Big oil is a big deal here. If you ask me, it's best
not to trust big companies, big industries and however you feel about
big oil, you're part of the system, the decay, all it. Our town
wishes to be fossil fuel free by 2050. Lofty goal, in a way, but at
the rate we're going, we all may be fossil free by then. It's only a
criticism because it's part of the landscape here. It's farmland and
McMansion neighborhoods and fracking wells. It's all the people who
go along with each of those things. Fighting happens here because of
these sorts of things: water, oil wells and new construction.
But it's quiet here at night. Even in the center of
town where I live, it's quiet here at night. The businesses along
Main Street close early. The restaurants and the bars close early
too. The market here just doesn't support a late nightlife. After
nine or ten at night there is practically no one on the streets.

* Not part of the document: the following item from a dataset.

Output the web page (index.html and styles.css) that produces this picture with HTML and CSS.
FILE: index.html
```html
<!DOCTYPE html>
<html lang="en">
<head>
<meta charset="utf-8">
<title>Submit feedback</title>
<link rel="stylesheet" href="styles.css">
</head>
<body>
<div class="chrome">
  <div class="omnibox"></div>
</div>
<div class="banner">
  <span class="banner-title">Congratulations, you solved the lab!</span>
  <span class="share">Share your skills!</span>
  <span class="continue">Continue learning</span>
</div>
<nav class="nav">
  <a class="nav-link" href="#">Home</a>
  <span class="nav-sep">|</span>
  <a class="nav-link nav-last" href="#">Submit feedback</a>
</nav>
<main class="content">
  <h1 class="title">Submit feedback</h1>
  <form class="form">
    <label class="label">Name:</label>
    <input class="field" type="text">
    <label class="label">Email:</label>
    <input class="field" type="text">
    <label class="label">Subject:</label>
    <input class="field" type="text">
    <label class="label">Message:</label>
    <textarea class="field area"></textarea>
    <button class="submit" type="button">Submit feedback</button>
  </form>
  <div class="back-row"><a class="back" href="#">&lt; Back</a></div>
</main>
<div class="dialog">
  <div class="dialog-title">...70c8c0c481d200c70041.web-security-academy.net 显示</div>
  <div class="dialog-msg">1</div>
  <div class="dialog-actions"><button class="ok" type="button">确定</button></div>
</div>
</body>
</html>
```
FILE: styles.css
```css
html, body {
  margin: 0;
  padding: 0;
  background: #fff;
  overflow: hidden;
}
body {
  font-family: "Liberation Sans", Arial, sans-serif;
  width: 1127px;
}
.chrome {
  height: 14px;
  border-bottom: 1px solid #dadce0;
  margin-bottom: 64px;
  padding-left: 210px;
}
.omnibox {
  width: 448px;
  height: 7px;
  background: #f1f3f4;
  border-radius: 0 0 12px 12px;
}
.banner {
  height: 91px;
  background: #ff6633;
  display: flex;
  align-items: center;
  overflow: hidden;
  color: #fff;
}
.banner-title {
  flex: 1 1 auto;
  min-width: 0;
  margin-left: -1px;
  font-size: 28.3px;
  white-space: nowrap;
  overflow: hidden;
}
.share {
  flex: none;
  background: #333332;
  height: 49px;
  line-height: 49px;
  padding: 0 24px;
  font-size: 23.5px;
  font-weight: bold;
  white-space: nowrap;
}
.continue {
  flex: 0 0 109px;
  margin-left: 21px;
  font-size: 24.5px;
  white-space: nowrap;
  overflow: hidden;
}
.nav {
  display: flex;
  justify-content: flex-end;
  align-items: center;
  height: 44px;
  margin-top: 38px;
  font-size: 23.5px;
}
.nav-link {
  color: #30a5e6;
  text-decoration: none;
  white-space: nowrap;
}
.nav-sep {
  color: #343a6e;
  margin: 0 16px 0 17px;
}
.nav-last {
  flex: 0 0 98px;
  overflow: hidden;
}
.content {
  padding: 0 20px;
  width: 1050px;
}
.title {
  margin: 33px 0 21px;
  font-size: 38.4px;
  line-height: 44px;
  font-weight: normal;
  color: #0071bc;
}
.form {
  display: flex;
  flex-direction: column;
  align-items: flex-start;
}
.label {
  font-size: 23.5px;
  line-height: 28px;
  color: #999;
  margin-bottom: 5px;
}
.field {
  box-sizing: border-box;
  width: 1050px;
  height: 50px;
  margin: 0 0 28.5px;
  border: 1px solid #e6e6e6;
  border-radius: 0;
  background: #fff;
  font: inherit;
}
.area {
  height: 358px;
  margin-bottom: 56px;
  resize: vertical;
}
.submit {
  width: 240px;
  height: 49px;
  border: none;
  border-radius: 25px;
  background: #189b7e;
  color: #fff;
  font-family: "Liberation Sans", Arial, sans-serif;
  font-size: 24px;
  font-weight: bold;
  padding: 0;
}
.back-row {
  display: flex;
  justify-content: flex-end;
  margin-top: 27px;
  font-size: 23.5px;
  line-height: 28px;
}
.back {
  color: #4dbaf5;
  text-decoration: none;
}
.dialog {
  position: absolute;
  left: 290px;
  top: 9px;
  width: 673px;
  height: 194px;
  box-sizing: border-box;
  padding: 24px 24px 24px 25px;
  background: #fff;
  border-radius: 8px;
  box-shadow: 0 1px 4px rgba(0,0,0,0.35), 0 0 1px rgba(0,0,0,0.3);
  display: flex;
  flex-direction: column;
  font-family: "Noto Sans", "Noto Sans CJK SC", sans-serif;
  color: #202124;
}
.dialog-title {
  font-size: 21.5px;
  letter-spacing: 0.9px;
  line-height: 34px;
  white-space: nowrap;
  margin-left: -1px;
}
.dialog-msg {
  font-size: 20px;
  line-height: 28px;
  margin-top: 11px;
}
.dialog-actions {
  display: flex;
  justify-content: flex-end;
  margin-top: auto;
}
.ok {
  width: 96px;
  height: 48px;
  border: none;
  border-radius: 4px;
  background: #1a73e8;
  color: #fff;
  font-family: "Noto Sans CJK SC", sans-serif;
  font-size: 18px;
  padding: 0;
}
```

Occasionally a car passes or a pedestrian with a dog, but that is
only very occasionally.
In the late evening when I return home from a night
of work, I ride my bike over abandoned streets. The sounds are the
sounds of my body working the machine that carries me the few blocks
from where I work to where I live. I hear the sounds of my breath,
the creak and squeak of the bicycle. I can count the number of
mercury gas street lamps because of the sound that they make and the
beautiful gold green glow like grainy old photographs. Those mercury
street lights are slowly being replaced with LED lamps, which I'm
told are more efficient and better for the environment. I wish they
put out a better light. The windows of homes, and I look at them, are
darkened too. Only very few windows are alight with that ghastly glow
of the TV, the glow of someone who has turned off their mind for the
night, or for their life.
When I get home, it's quiet. The village sleeps, and
after quiet reflection, I sleep too.